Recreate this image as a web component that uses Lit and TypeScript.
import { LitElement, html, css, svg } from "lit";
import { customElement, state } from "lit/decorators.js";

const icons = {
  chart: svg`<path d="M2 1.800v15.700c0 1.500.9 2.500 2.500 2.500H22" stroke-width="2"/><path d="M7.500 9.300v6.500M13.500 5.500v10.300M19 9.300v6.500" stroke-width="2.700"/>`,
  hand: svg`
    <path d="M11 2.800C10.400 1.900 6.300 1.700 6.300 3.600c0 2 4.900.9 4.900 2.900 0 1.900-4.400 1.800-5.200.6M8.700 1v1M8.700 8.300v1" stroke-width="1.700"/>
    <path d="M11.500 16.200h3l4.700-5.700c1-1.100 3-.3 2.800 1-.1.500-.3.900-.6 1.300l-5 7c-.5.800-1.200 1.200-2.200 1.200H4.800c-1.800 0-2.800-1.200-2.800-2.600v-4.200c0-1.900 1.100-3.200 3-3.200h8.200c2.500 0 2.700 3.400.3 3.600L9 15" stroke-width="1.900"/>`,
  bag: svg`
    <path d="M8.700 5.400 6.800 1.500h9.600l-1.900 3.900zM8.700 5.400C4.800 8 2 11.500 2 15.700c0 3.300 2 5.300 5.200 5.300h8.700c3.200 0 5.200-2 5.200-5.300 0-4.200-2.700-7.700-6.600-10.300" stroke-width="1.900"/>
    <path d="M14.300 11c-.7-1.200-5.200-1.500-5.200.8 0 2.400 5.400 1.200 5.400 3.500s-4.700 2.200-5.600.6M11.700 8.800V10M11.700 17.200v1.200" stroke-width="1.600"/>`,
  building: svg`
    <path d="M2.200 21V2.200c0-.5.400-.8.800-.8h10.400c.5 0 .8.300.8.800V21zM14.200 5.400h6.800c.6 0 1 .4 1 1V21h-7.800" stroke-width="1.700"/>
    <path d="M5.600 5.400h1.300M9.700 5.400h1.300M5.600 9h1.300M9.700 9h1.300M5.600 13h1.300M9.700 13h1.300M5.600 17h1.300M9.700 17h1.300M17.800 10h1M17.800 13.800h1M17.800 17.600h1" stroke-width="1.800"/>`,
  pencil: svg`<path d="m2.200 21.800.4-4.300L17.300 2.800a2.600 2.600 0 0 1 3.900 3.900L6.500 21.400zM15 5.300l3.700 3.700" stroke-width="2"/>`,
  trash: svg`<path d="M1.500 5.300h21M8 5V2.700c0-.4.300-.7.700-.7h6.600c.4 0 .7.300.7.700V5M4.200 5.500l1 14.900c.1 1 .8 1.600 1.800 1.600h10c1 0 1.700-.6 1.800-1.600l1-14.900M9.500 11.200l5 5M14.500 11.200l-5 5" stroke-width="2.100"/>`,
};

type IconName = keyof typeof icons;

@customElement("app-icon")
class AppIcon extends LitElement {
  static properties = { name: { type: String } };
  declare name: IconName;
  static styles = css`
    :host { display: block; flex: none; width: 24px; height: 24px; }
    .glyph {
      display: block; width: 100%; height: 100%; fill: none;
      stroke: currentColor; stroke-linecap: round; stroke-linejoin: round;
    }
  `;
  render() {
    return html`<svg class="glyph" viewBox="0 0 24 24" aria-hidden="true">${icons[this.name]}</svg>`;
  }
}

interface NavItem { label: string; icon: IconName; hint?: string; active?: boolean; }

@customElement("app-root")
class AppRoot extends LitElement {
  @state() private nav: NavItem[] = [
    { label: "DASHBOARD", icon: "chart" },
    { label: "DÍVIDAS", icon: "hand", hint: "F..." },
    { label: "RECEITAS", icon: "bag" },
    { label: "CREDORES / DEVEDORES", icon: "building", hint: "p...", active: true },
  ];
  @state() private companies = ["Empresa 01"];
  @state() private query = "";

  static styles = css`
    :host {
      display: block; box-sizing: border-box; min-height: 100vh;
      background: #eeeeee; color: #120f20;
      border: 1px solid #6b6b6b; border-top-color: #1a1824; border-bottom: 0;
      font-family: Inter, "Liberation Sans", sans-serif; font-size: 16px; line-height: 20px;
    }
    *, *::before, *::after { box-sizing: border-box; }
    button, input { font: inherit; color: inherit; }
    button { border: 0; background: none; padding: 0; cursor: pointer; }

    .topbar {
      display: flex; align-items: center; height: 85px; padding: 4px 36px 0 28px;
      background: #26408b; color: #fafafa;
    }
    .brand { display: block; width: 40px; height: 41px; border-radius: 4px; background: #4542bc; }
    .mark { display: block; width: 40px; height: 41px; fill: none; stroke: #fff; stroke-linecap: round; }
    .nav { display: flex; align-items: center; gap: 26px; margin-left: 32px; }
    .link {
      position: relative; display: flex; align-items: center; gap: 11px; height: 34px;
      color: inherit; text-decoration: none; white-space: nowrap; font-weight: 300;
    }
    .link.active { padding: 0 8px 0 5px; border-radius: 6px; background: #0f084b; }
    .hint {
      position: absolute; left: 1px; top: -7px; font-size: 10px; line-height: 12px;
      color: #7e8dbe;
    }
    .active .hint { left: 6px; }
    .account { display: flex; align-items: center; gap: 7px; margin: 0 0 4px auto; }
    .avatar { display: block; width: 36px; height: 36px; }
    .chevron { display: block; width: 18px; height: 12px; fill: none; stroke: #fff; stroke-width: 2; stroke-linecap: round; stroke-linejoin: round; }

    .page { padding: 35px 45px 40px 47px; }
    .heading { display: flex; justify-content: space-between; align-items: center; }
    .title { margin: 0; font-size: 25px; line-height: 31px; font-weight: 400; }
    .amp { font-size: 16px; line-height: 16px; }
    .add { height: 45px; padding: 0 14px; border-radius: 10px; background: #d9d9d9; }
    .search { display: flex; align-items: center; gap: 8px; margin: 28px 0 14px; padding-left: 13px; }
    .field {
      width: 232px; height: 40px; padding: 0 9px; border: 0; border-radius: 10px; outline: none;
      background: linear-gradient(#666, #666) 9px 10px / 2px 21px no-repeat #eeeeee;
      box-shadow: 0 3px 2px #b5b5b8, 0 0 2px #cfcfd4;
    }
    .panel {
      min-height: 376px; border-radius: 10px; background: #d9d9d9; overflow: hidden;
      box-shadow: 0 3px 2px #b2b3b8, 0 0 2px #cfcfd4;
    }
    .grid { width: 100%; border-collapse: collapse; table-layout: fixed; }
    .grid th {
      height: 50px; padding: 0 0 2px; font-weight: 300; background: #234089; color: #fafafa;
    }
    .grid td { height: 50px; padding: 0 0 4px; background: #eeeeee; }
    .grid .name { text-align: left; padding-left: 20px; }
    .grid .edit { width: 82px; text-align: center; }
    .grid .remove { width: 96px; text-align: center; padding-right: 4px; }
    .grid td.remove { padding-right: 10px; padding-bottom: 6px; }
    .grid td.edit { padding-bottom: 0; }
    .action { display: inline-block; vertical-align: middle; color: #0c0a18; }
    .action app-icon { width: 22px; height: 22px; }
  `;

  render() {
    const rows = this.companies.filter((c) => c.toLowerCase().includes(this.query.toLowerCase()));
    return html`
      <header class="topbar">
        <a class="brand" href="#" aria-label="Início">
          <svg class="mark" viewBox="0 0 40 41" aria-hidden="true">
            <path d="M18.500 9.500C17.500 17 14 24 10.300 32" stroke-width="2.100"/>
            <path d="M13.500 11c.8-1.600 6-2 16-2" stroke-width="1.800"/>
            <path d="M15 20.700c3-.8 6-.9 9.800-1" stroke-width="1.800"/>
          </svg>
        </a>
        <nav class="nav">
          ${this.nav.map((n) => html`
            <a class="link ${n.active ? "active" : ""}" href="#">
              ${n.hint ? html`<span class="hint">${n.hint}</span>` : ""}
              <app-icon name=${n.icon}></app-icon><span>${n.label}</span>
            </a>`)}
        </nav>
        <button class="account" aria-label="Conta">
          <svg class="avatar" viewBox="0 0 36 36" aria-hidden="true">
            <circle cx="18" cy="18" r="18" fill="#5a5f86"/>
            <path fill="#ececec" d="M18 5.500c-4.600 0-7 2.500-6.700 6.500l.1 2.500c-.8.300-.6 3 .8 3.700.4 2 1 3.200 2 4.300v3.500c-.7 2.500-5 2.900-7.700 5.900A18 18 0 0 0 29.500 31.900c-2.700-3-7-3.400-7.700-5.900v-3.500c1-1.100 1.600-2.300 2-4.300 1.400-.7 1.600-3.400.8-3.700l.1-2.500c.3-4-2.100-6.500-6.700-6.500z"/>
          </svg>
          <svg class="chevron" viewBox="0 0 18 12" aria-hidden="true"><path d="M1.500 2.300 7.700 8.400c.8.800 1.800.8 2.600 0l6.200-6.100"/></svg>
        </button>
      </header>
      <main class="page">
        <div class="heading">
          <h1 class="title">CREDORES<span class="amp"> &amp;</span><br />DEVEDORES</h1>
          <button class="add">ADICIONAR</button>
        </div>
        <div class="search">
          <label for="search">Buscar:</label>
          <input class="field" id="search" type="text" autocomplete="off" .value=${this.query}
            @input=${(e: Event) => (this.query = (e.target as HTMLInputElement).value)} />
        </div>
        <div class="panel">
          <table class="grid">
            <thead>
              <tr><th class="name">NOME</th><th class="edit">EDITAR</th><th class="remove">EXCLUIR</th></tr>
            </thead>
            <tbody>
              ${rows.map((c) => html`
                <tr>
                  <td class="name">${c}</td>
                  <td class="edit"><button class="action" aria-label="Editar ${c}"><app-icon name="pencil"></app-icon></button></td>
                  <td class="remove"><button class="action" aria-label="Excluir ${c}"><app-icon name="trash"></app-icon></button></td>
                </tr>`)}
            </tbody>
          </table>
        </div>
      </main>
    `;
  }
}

__________________________________________________

• **Do this**
Using the material above, quote the first line and each line after it, stopping at and including the line that holds "type IconName = keyof typeof icons;".

• **Result for this exercise**
Recreate this image as a web component that uses Lit and TypeScript.
import { LitElement, html, css, svg } from "lit";
import { customElement, state } from "lit/decorators.js";

const icons = {
  chart: svg`<path d="M2 1.800v15.700c0 1.500.9 2.500 2.500 2.500H22" stroke-width="2"/><path d="M7.500 9.300v6.500M13.500 5.500v10.300M19 9.300v6.500" stroke-width="2.700"/>`,
  hand: svg`
    <path d="M11 2.800C10.400 1.900 6.300 1.700 6.300 3.600c0 2 4.900.9 4.900 2.900 0 1.900-4.400 1.800-5.200.6M8.700 1v1M8.700 8.300v1" stroke-width="1.700"/>
    <path d="M11.500 16.200h3l4.700-5.700c1-1.100 3-.3 2.800 1-.1.500-.3.900-.6 1.300l-5 7c-.5.800-1.200 1.200-2.200 1.200H4.800c-1.800 0-2.800-1.200-2.800-2.600v-4.200c0-1.900 1.100-3.200 3-3.200h8.200c2.500 0 2.700 3.400.3 3.600L9 15" stroke-width="1.900"/>`,
  bag: svg`
    <path d="M8.700 5.400 6.800 1.500h9.600l-1.900 3.900zM8.700 5.400C4.800 8 2 11.500 2 15.700c0 3.300 2 5.300 5.200 5.300h8.700c3.200 0 5.200-2 5.200-5.300 0-4.200-2.700-7.700-6.600-10.300" stroke-width="1.900"/>
    <path d="M14.300 11c-.7-1.200-5.200-1.500-5.200.8 0 2.400 5.400 1.200 5.400 3.500s-4.700 2.200-5.600.6M11.700 8.800V10M11.700 17.200v1.200" stroke-width="1.600"/>`,
  building: svg`
    <path d="M2.200 21V2.200c0-.5.400-.8.800-.8h10.400c.5 0 .8.300.8.800V21zM14.200 5.400h6.800c.6 0 1 .4 1 1V21h-7.800" stroke-width="1.700"/>
    <path d="M5.600 5.400h1.300M9.700 5.400h1.300M5.600 9h1.300M9.700 9h1.300M5.600 13h1.300M9.700 13h1.300M5.600 17h1.300M9.700 17h1.300M17.800 10h1M17.800 13.800h1M17.800 17.600h1" stroke-width="1.800"/>`,
  pencil: svg`<path d="m2.200 21.800.4-4.300L17.300 2.800a2.600 2.600 0 0 1 3.900 3.900L6.500 21.400zM15 5.300l3.700 3.700" stroke-width="2"/>`,
  trash: svg`<path d="M1.500 5.300h21M8 5V2.700c0-.4.300-.7.700-.7h6.600c.4 0 .7.300.7.700V5M4.200 5.500l1 14.900c.1 1 .8 1.600 1.800 1.600h10c1 0 1.700-.6 1.800-1.600l1-14.900M9.500 11.200l5 5M14.500 11.200l-5 5" stroke-width="2.100"/>`,
};

type IconName = keyof typeof icons;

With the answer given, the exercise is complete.